Plants that already use predictive maintenance and machine learning methods for asset reliability usually have an advantage here. They are already used to monitoring signal health, detecting degradation early, and treating software outputs as part of an equipment decision process rather than as a black box.

That is the right operating mindset. APC should reduce process variability without increasing support burden. If the integration design respects fallback control, equipment limits, operator workflow, and model maintenance, APC improves throughput and energy performance while protecting asset life. If those pieces are weak, the plant gets a controller that works during the demo and becomes another bypassed application after startup.

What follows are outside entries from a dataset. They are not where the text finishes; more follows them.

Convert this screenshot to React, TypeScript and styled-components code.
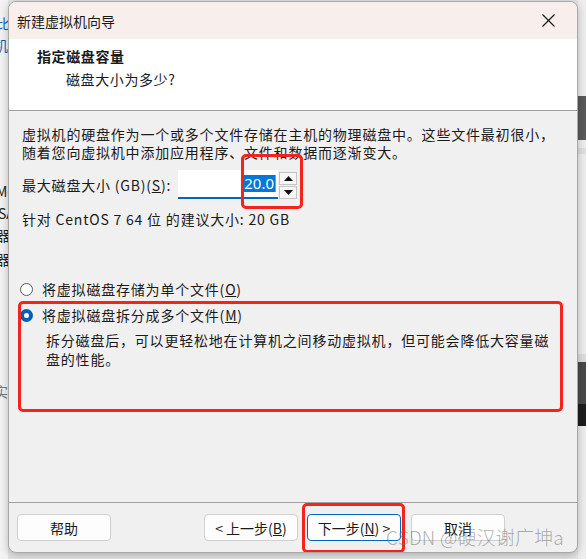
import React from "react";
import styled, { createGlobalStyle } from "styled-components";

const Global = createGlobalStyle`
  html, body { margin: 0; padding: 0; }
  body {
    width: 586px; height: 559px; overflow: hidden;
    background: #dcdcdc;
    font-family: "Segoe UI", "Noto Sans CJK SC", "Noto Sans", sans-serif;
    color: #1a1a1a;
  }
`;

const Screen = styled.div`
  position: relative;
  display: flex;
  width: 586px;
  height: 559px;
  background: #e4e4e4;
`;

const SideStrip = styled.div<{ $side: "left" | "right" }>`
  width: 8px;
  flex: none;
  overflow: hidden;
  display: flex;
  flex-direction: column;
  background: ${(p) => (p.$side === "left" ? "#f3f3f3" : "#eeeeee")};
  font-family: "Noto Sans CJK SC", sans-serif;
  font-size: 14px;
  white-space: nowrap;
`;

const StripFrag = styled.div<{ $top: number; $color?: string; $h?: number; $bg?: string; $shift?: number }>`
  margin-top: ${(p) => p.$top}px;
  height: ${(p) => p.$h ?? 20}px;
  line-height: ${(p) => p.$h ?? 20}px;
  color: ${(p) => p.$color ?? "#222"};
  background: ${(p) => p.$bg ?? "transparent"};
  margin-left: ${(p) => p.$shift ?? 0}px;
  flex: none;
`;

const Dialog = styled.div`
  position: relative;
  width: 570px;
  height: 552px;
  margin-top: 1px;
  flex: none;
  display: flex;
  flex-direction: column;
  background: #f0f0f0;
  border: 1px solid #a8a8a8;
  border-radius: 8px;
  box-sizing: border-box;
  overflow: hidden;
  box-shadow: 0 2px 8px rgba(0, 0, 0, 0.25);
`;

const TitleBar = styled.div`
  height: 37px;
  flex: none;
  display: flex;
  align-items: center;
  justify-content: space-between;
  background: #f8efec;
  padding: 0 0 0 8px;
  font-size: 14px;
  font-family: "Noto Sans CJK SC", sans-serif;
`;

const CloseBtn = styled.div`
  width: 46px;
  height: 37px;
  display: flex;
  align-items: center;
  justify-content: center;
  padding-right: 6px;
`;

const Header = styled.div`
  height: 72px;
  flex: none;
  background: #ffffff;
  border-bottom: 1px solid #a0a0a0;
  padding: 7px 0 0 28px;
  box-sizing: border-box;
  font-family: "Noto Sans CJK SC", sans-serif;
`;

const HeaderTitle = styled.div`
  font-size: 14px;
  font-weight: 700;
  line-height: 20px;
  letter-spacing: 0.6px;
`;

const HeaderSub = styled.div`
  font-size: 14px;
  line-height: 20px;
  margin-top: 3px;
  padding-left: 29px;
  letter-spacing: 0.6px;
`;

const Body = styled.div`
  flex: 1;
  padding: 14px 0 0 13px;
  font-family: "Noto Sans CJK SC", sans-serif;
  font-size: 14px;
  letter-spacing: 0.8px;
`;

const Para = styled.div<{ $lh?: number; $mt?: number; $indent?: number }>`
  line-height: ${(p) => p.$lh ?? 18}px;
  margin-top: ${(p) => p.$mt ?? 0}px;
  padding-left: ${(p) => p.$indent ?? 0}px;
  white-space: nowrap;
`;

const SizeRow = styled.div`
  display: flex;
  align-items: center;
  height: 29px;
  margin-top: 9px;
`;

const SizeLabel = styled.span`
  width: 156px;
  flex: none;
  white-space: nowrap;
`;

const Input = styled.div`
  width: 100px;
  height: 29px;
  box-sizing: border-box;
  background: #ffffff;
  border-bottom: 2px solid #0067c0;
  display: flex;
  align-items: center;
  justify-content: flex-end;
  padding-right: 2px;
`;

const Selected = styled.span`
  background: #0078d7;
  color: #ffffff;
  font-family: "Segoe UI", "Noto Sans", sans-serif;
  font-size: 15px;
  letter-spacing: 0;
  line-height: 17px;
  padding: 0 1px;
  border-right: 1px solid #e08a30;
`;

const Spinner = styled.div`
  display: flex;
  flex-direction: column;
  margin-left: 1px;
  height: 27px;
  align-self: flex-start;
  margin-top: 2px;
`;

const SpinBtn = styled.div`
  width: 18px;
  height: 13px;
  box-sizing: border-box;
  border: 1px solid #c4c4c4;
  background: #f6f6f6;
  display: flex;
  align-items: center;
  justify-content: center;
  & + & { margin-top: 1px; }
`;

const Underline = styled.span`
  text-decoration: underline;
`;

const RadioRow = styled.div<{ $mt: number }>`
  display: flex;
  align-items: center;
  height: 18px;
  margin-top: ${(p) => p.$mt}px;
  margin-left: -2px;
`;

const RadioCircle = styled.span<{ $checked?: boolean }>`
  width: 13px;
  height: 13px;
  box-sizing: border-box;
  border-radius: 50%;
  flex: none;
  margin-right: 9px;
  ${(p) =>
    p.$checked
      ? `background: #ffffff; border: 4px solid #005fb8;`
      : `background: #ffffff; border: 1px solid #5a5a5a;`}
`;

const Footer = styled.div`
  height: 50px;
  flex: none;
  border-top: 1px solid #a0a0a0;
  display: flex;
  align-items: flex-start;
  padding: 11px 0 0 8px;
  box-sizing: border-box;
  font-family: "Noto Sans CJK SC", sans-serif;
`;

const Button = styled.div<{ $primary?: boolean; $gapLeft?: number }>`
  width: 94px;
  height: 27px;
  box-sizing: border-box;
  border: 1px solid ${(p) => (p.$primary ? "#0067c0" : "#d0d0d0")};
  border-radius: 4px;
  background: #fdfdfd;
  display: flex;
  align-items: center;
  justify-content: center;
  font-size: 14px;
  margin-left: ${(p) => p.$gapLeft ?? 0}px;
  white-space: nowrap;
`;

const Annot = styled.div<{ $x: number; $y: number; $w: number; $h: number }>`
  position: absolute;
  left: ${(p) => p.$x}px;
  top: ${(p) => p.$y}px;
  width: ${(p) => p.$w}px;
  height: ${(p) => p.$h}px;
  box-sizing: border-box;
  border: 3px solid #f5231c;
  border-radius: 5px;
  pointer-events: none;
`;

const Watermark = styled.div`
  position: absolute;
  left: 386px;
  top: 525px;
  font-family: "Noto Sans CJK SC", sans-serif;
  font-size: 19px;
  line-height: 24px;
  font-weight: 300;
  color: rgba(110, 110, 110, 0.55);
  white-space: nowrap;
  letter-spacing: 0.2px;
  pointer-events: none;
`;

const Arrow = ({ up }: { up?: boolean }) => (
  <svg width="9" height="5" viewBox="0 0 9 5">
    <path d={up ? "M0 5 L4.5 0 L9 5 Z" : "M0 0 L4.5 5 L9 0 Z"} fill="#111" />
  </svg>
);

export default function App() {
  return (
    <>
      <Global />
      <Screen>
        <SideStrip $side="left">
          <StripFrag $top={13} $color="#1a5fb4" $shift={-4}>比</StripFrag>
          <StripFrag $top={2} $color="#1a5fb4" $shift={-6}>机</StripFrag>
          <StripFrag $top={126} $shift={-4}>Me</StripFrag>
          <StripFrag $top={2} $shift={-2}>SA</StripFrag>
          <StripFrag $top={2} $shift={-4}>器</StripFrag>
          <StripFrag $top={4} $shift={-4}>器</StripFrag>
          <StripFrag $top={112} $color="#777" $shift={-6}>实</StripFrag>
        </SideStrip>
        <Dialog>
          <TitleBar>
            <span>新建虚拟机向导</span>
            <CloseBtn>
              <svg width="13" height="13" viewBox="0 0 13 13">
                <path d="M0.5 0.5 L12.5 12.5 M12.5 0.5 L0.5 12.5" stroke="#1a1a1a" strokeWidth="1.2" />
              </svg>
            </CloseBtn>
          </TitleBar>
          <Header>
            <HeaderTitle>指定磁盘容量</HeaderTitle>
            <HeaderSub>磁盘大小为多少?</HeaderSub>
          </Header>
          <Body>
            <Para>虚拟机的硬盘作为一个或多个文件存储在主机的物理磁盘中。这些文件最初很小，</Para>
            <Para>随着您向虚拟机中添加应用程序、文件和数据而逐渐变大。</Para>
            <SizeRow>
              <SizeLabel>
                最大磁盘大小 (GB)(<Underline>S</Underline>):
              </SizeLabel>
              <Input>
                <Selected>20.0</Selected>
              </Input>
              <Spinner>
                <SpinBtn><Arrow up /></SpinBtn>
                <SpinBtn><Arrow /></SpinBtn>
              </Spinner>
            </SizeRow>
            <Para $mt={11}>针对 CentOS 7 64 位 的建议大小: 20 GB</Para>
            <RadioRow $mt={52}>
              <RadioCircle />
              <span>将虚拟磁盘存储为单个文件(<Underline>O</Underline>)</span>
            </RadioRow>
            <RadioRow $mt={8}>
              <RadioCircle $checked />
              <span>将虚拟磁盘拆分成多个文件(<Underline>M</Underline>)</span>
            </RadioRow>
            <Para $lh={19} $mt={7} $indent={24}>拆分磁盘后，可以更轻松地在计算机之间移动虚拟机，但可能会降低大容量磁</Para>
            <Para $lh={19} $indent={24}>盘的性能。</Para>
          </Body>
          <Footer>
            <Button>帮助</Button>
            <Button $gapLeft={93}>&lt; 上一步(<Underline>B</Underline>)</Button>
            <Button $primary $gapLeft={9}>下一步(<Underline>N</Underline>) &gt;</Button>
            <Button $gapLeft={10}>取消</Button>
          </Footer>
          <Annot $x={232} $y={152} $w={62} $h={55} />
          <Annot $x={9} $y={299} $w={545} $h={111} />
          <Annot $x={293} $y={501} $w={103} $h={50} />
        </Dialog>
        <SideStrip $side="right">
          <StripFrag $top={96} $bg="#5a5a5a" $h={44} />
          <StripFrag $top={8} $bg="#e0e0e0" $h={6} />
          <StripFrag $top={200} $bg="#dddddd" $h={8} />
          <StripFrag $top={0} $bg="#4a4a4a" $h={42} />
          <StripFrag $top={0} $bg="#1e1e1e" $h={22} />
        </SideStrip>
        <Watermark>CSDN @硬汉谢广坤a</Watermark>
      </Screen>
    </>
  );
}
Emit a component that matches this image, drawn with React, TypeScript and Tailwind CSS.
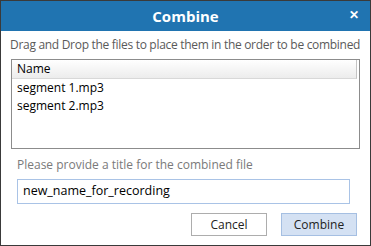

Implementing APC Models from Data to Commissioning

An APC project succeeds or fails long before anyone presses “on.” The hard work is in data quality, test discipline, and commissioning behavior. Plants that treat APC like a software installation usually end up with a controller that looks impressive in a meeting and gets bypassed on night shift.

A diagram illustrating the six-step lifecycle of APC model implementation from data collection to continuous optimization.

Start with instrument trustworthiness

The first gate is brutally simple. Can the plant trust its measurements?

A combustion turbine in power generation shows why this matters. If fuel flow measurement is noisy, inlet guide vane position feedback is biased, or exhaust temperature signals disagree, any APC model built on that data will be weak. The software may still produce moves, but they won't reflect the machine's real dynamic behavior.

Before model work begins, the project team should verify:

Signal quality: Look for flat-lined values, spikes, dropouts, clipping, and suspicious filtering.
Calibration state: APC-critical transmitters need stronger discipline than “close enough for operations.”
Time alignment: Historian tags must be synchronized well enough to preserve the cause-and-effect sequence.
Valve and actuator response: A controller can't predict around hidden stiction forever.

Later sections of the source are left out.